What isn't neat is the new digital dashboard, which features digital renderings of gauges. It's weird that a brand that still won't just give people an automatic climate-control read-out and instead makes them twirl a pair of red-to-blue donuts to pick their preferred thermal intensity would abandon its trio of gorgeous analog gauges nested in chrome serving platters for pixelated needles like you'd find in a four-cylinder Ford Mustang. Almost makes you think maybe this thing shares an electronic architecture with something else in the BMW family . . .

Phantom Premise

In these days where the mega-luxury brands are often repurposing lesser architectures-you can see some of the Audi Q7 shining through on a Lamborghini Urus or a Bentley Bentayga-the fact that the Cullinan shares its bones with the new Rolls-Royce Phantom VIII, riding on multilink front and rear suspensions with air springs all around, is refreshing. Rolls calls this new platform the Architecture of Luxury, which absolutely sounds pretentious-until you consider the fact that this vehicle starts north of $320,000 and not even a Bentley rides like a Rolls-Royce. Waftability isn't a word recognized by many dictionaries, but it's innately familiar to anyone who has spent any time in a Rolls. The ride of the Cullinan-like other modern Rolls-Royce products-really is unlike anything else. The Cullinan floats down the road in supreme isolation, with nary a shudder from road imperfections or a hint of rustle from the wind.

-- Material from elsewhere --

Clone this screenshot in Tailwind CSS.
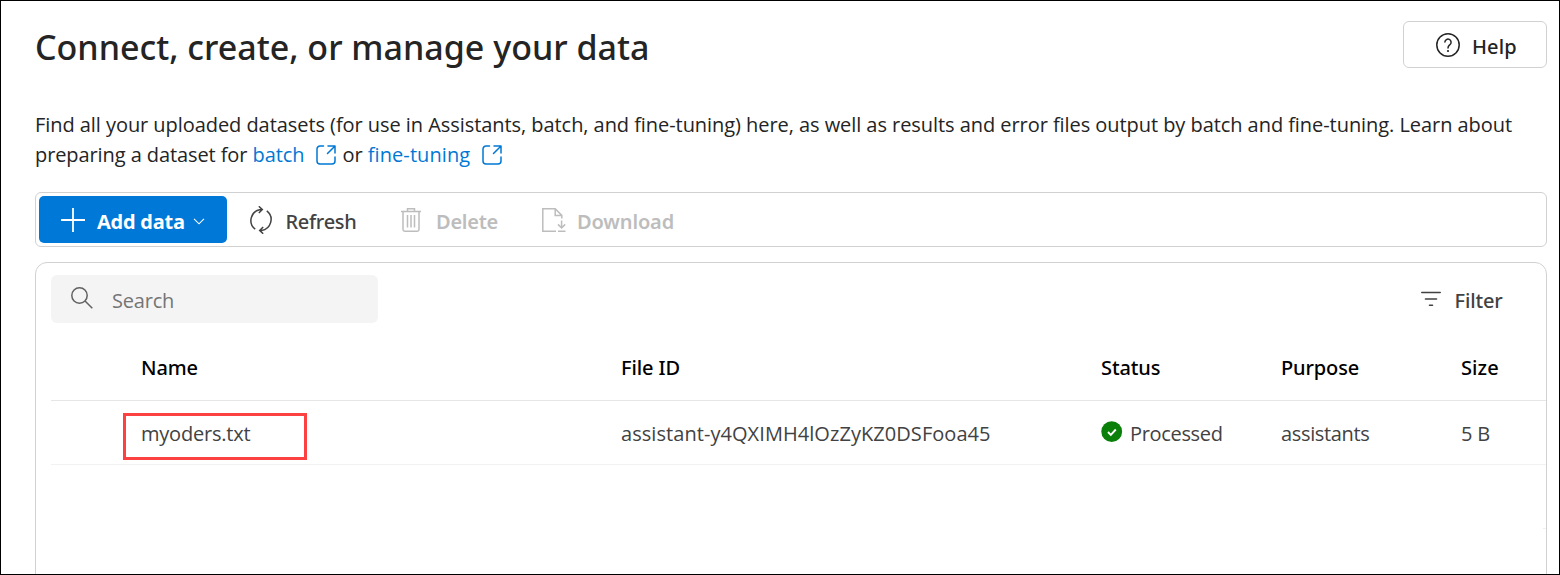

Photo credit: Car and Driver
Photo credit: Car and Driver

That is, so long as you keep it on pavement. This thing being sort of SUV-like, we spent at least as much time on dirt as we did paved roads during our drive of the Cullinan. A fair bit of shuddering works its way through the structure on bumpy dirt roads, and when we climbed into the back, because that's where you're supposed to ride in a Rolls, the unoccupied front-passenger seat shook like a paint shaker. Twenty-two-inch wheels and washboard road surfaces are an indomitable combo.

And yeah, we did get it dirty, but note the flat floor in the back seat. Tucking the driveshaft and exhaust system below the floor seriously limits ground clearance. We never drove down a road that a Toyota RAV4 couldn't handle. Maybe even a front-drive RAV4. Or a Camry. Or, for that matter, a Phantom. Still, it's a rare experience to use Rolls-Royce wheel-center caps-which are weighted anti-spinners so the R-R logo is always upright-as inclinometers. Mud-spattered inclinometers.

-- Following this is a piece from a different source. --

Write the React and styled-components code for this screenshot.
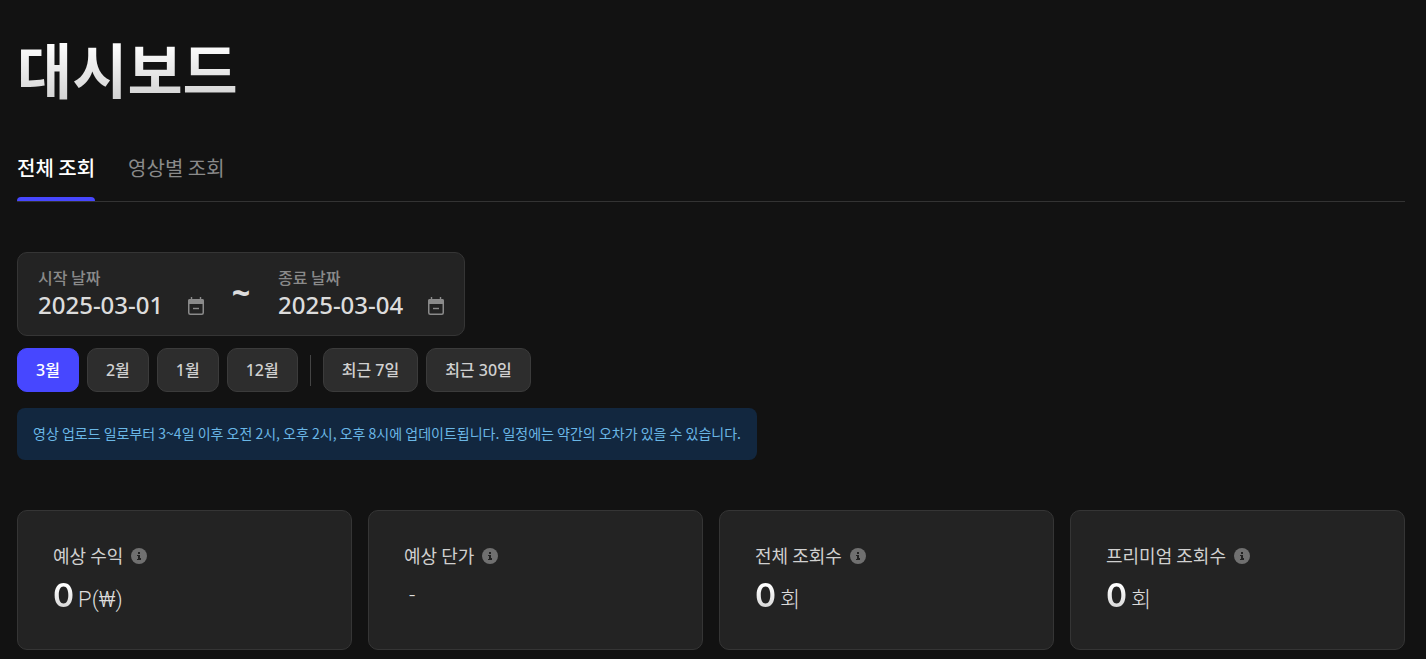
import { useState } from 'react'
import styled, { createGlobalStyle } from 'styled-components'

/* 
  ┌─────────────────────────────────────────────────────────────────────────┐
  │ STYLE                                                                   │
  └─────────────────────────────────────────────────────────────────────────┘
  */

const GlobalStyle = createGlobalStyle`
  * {
    box-sizing: border-box;
  }
  body {
    margin: 0;
    background: #121212;
    color: #fff;
    font-family: 'Noto Sans CJK KR', 'Noto Sans', sans-serif;
  }
  button, input {
    font-family: inherit;
  }
  h1, h2, p {
    margin: 0;
  }
`

const Page = styled.main`
  padding: 24px 21px 9px 17px;
`

const Title = styled.h1`
  width: fit-content;
  font-size: 60px;
  font-weight: 700;
  line-height: 88px;
  background: linear-gradient(180deg, #fff 20%, #d0d0d0 90%);
  background-clip: text;
  color: transparent;
`

const Tabs = styled.nav`
  display: flex;
  gap: 33px;
  margin-top: 34px;
  border-bottom: 1px solid #333;
`

const Tab = styled.button`
  display: flex;
  flex-direction: column;
  padding: 0;
  border: 0;
  background: none;
  color: ${({ $active }) => ($active ? '#fff' : '#8a8a8a')};
  font-size: 20px;
  font-weight: ${({ $active }) => ($active ? 500 : 400)};
  line-height: 44px;
  cursor: pointer;
  &::after {
    content: '';
    width: 100%;
    height: 4px;
    margin-top: 7px;
    border-radius: 4px 4px 0 0;
    background: ${({ $active }) => ($active ? '#4747ff' : 'transparent')};
  }
`

const DateRange = styled.div`
  display: flex;
  width: fit-content;
  margin-top: 50px;
  padding: 12px 20px;
  border: 1px solid #353535;
  border-radius: 10px;
  background: #232323;
`

const DateField = styled.div`
  display: flex;
  flex-direction: column;
  width: 166px;
`

const DateLabel = styled.label`
  color: #8a8a8a;
  font-size: 16px;
  font-weight: 500;
  line-height: 24px;
`

const DateRow = styled.div`
  display: flex;
  align-items: center;
  justify-content: space-between;
  height: 34px;
`

const DateInput = styled.input`
  width: 136px;
  height: 34px;
  padding: 0 0 4px;
  border: 0;
  outline: 0;
  background: none;
  color: #dcdcdc;
  && {
    font-family: 'Noto Sans', sans-serif;
  }
  font-size: 24px;
  font-weight: 500;
`

const IconButton = styled.button`
  display: flex;
  padding: 0;
  border: 0;
  background: none;
  color: #8a8a8a;
  cursor: pointer;
`

const Tilde = styled.span`
  width: 74px;
  color: #dcdcdc;
  font-family: 'Noto Sans', sans-serif;
  font-size: 32px;
  font-weight: 800;
  line-height: 56px;
  text-align: center;
`

const Filters = styled.div`
  display: flex;
  align-items: center;
  gap: 8px;
  margin-top: 12px;
`

const FilterButton = styled.button`
  height: 44px;
  padding: 0 18px 2px;
  border: 1px solid ${({ $active }) => ($active ? '#4747ff' : '#3b3b3b')};
  border-radius: 10px;
  background: ${({ $active }) => ($active ? '#4747ff' : '#2d2d2d')};
  color: ${({ $active }) => ($active ? '#fff' : '#d0d0d0')};
  && {
    font-family: 'Noto Sans', 'Noto Sans CJK KR', sans-serif;
  }
  font-size: 16px;
  font-weight: 500;
  cursor: pointer;
`

const Divider = styled.span`
  width: 1px;
  height: 31px;
  margin: 0 4px;
  background: #444;
`

const Notice = styled.p`
  width: fit-content;
  margin-top: 16px;
  padding: 13px 16px 15px;
  border-radius: 8px;
  background: #12273f;
  color: #6ab7e6;
  font-size: 14px;
  line-height: 24px;
`

const Cards = styled.section`
  display: grid;
  grid-template-columns: repeat(4, 1fr);
  gap: 16px;
  margin-top: 50px;
`

const Card = styled.article`
  height: 140px;
  padding: 30px 35px;
  border: 1px solid #353535;
  border-radius: 10px;
  background: #232323;
`

const CardTitle = styled.div`
  display: flex;
  align-items: center;
  gap: 8px;
  color: #d0d0d0;
  h2 {
    font-size: 18px;
    font-weight: 400;
    line-height: 28px;
  }
`

const CardValue = styled.p`
  display: flex;
  align-items: baseline;
  gap: 4px;
  line-height: 54px;
`

const Amount = styled.strong`
  min-width: 1px;
  font-family: Inter, sans-serif;
  font-size: 32px;
  font-weight: 600;
  background: linear-gradient(180deg, #fff 30%, #d0d0d0 80%);
  background-clip: text;
  color: transparent;
`

const Unit = styled.span`
  color: #dcdcdc;
  font-family: Roboto, 'Noto Sans CJK KR', sans-serif;
  font-size: 22px;
  font-weight: 300;
`

/* 
  ┌─────────────────────────────────────────────────────────────────────────┐
  │ JSX                                                                     │
  └─────────────────────────────────────────────────────────────────────────┘
 */
const CalendarIcon = () => (
  <svg width="16" height="18" viewBox="0 0 16 18" fill="none" aria-hidden="true">
    <path d="M3.5 0v3M12.5 0v3" stroke="currentColor" strokeWidth="1.4" />
    <path d="M2 2h12a2 2 0 0 1 2 2v3H0V4a2 2 0 0 1 2-2Z" fill="currentColor" />
    <rect x=".75" y="2.75" width="14.5" height="14.5" rx="1.5" stroke="currentColor" strokeWidth="1.5" />
    <path d="M5 11.5h6" stroke="currentColor" strokeWidth="1.4" />
  </svg>
)

const InfoIcon = () => (
  <svg width="16" height="18" viewBox="0 0 16 18" aria-hidden="true">
    <circle cx="8" cy="10" r="8" fill="#707070" />
    <path d="M7 6h2v2H7zM6 9h3v3h1v2H6v-1h1v-3H6z" fill="#232323" />
  </svg>
)

const DatePicker = ({ id, label, value, onChange }) => (
  <DateField>
    <DateLabel htmlFor={id}>{label}</DateLabel>
    <DateRow>
      <DateInput id={id} value={value} onChange={(e) => onChange(e.target.value)} />
      <IconButton type="button" aria-label={`${label} 선택`}>
        <CalendarIcon />
      </IconButton>
    </DateRow>
  </DateField>
)

const tabs = ['전체 조회', '영상별 조회']
const months = ['3월', '2월', '1월', '12월']
const recents = ['최근 7일', '최근 30일']
const stats = [
  { title: '예상 수익', amount: '0', unit: 'P(₩)' },
  { title: '예상 단가', amount: '', unit: '-' },
  { title: '전체 조회수', amount: '0', unit: '회' },
  { title: '프리미엄 조회수', amount: '0', unit: '회' },
]

const App = () => {
  const [tab, setTab] = useState(tabs[0])
  const [period, setPeriod] = useState(months[0])
  const [start, setStart] = useState('2025-03-01')
  const [end, setEnd] = useState('2025-03-04')

  const renderFilter = (name) => (
    <FilterButton key={name} type="button" $active={period === name} onClick={() => setPeriod(name)}>
      {name}
    </FilterButton>
  )

  return (
    <>
      <GlobalStyle />
      <Page>
        <Title>대시보드</Title>
        <Tabs>
          {tabs.map((name) => (
            <Tab key={name} type="button" $active={tab === name} onClick={() => setTab(name)}>
              {name}
            </Tab>
          ))}
        </Tabs>
        <DateRange>
          <DatePicker id="start" label="시작 날짜" value={start} onChange={setStart} />
          <Tilde>~</Tilde>
          <DatePicker id="end" label="종료 날짜" value={end} onChange={setEnd} />
        </DateRange>
        <Filters>
          {months.map(renderFilter)}
          <Divider />
          {recents.map(renderFilter)}
        </Filters>
        <Notice>
          영상 업로드 일로부터 3~4일 이후 오전 2시, 오후 2시, 오후 8시에 업데이트됩니다. 일정에는 약간의 오차가 있을 수
          있습니다.
        </Notice>
        <Cards>
          {stats.map(({ title, amount, unit }) => (
            <Card key={title}>
              <CardTitle>
                <h2>{title}</h2>
                <InfoIcon />
              </CardTitle>
              <CardValue>
                <Amount>{amount}</Amount>
                <Unit>{unit}</Unit>
              </CardValue>
            </Card>
          ))}
        </Cards>
      </Page>
    </>
  )
}

export default App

Photo credit: Car and Driver
Photo credit: Car and Driver

Giggle Quietly but Never Falsely

There's also nearly zero sound emanating from the engine compartment. Even though V-12s-and especially twin-turbo V-12s-are as rare as billionaire debutante virgins, the powertrain in the Cullinan might as well be electric, so smooth and silent is it. We spent an entire day in the vehicle and never once thought to pay attention to it, because in the grandest tradition of household help, it is utterly invisible. Did I ask for another Scotch? Did I even finish the last one I had? I don't know. All I know is that there is one in my hand, and it is exquisite. Here's a fun game to play with passengers: It's called 10 or 100. They close their eyes, you drive one of those speeds, and if they guess incorrectly, you get to call their grandfather and tell him something embarrassing they did while in boarding school. Grandfather will laugh, if he still can.

And if you can afford a Cullinan, opportunities for the odd guffaw or chortle ought to be rampant. This is not real life. This is just fantasy. A Rolls-Royce is an inherently silly, inherently frivolous thing. If it's going to cost this much, it damn well better feel special. The Cullinan does. It makes us wish Grandfather had not worked harder, because hard work alone does not beget the sort of fortune that translates into Rolls-Royce ownership two generations later. We wish Grandfather had been a savvier industrialist. Because to afford a Cullinan, you've got to know how to make money. The Cullinan exists because Rolls-Royce does.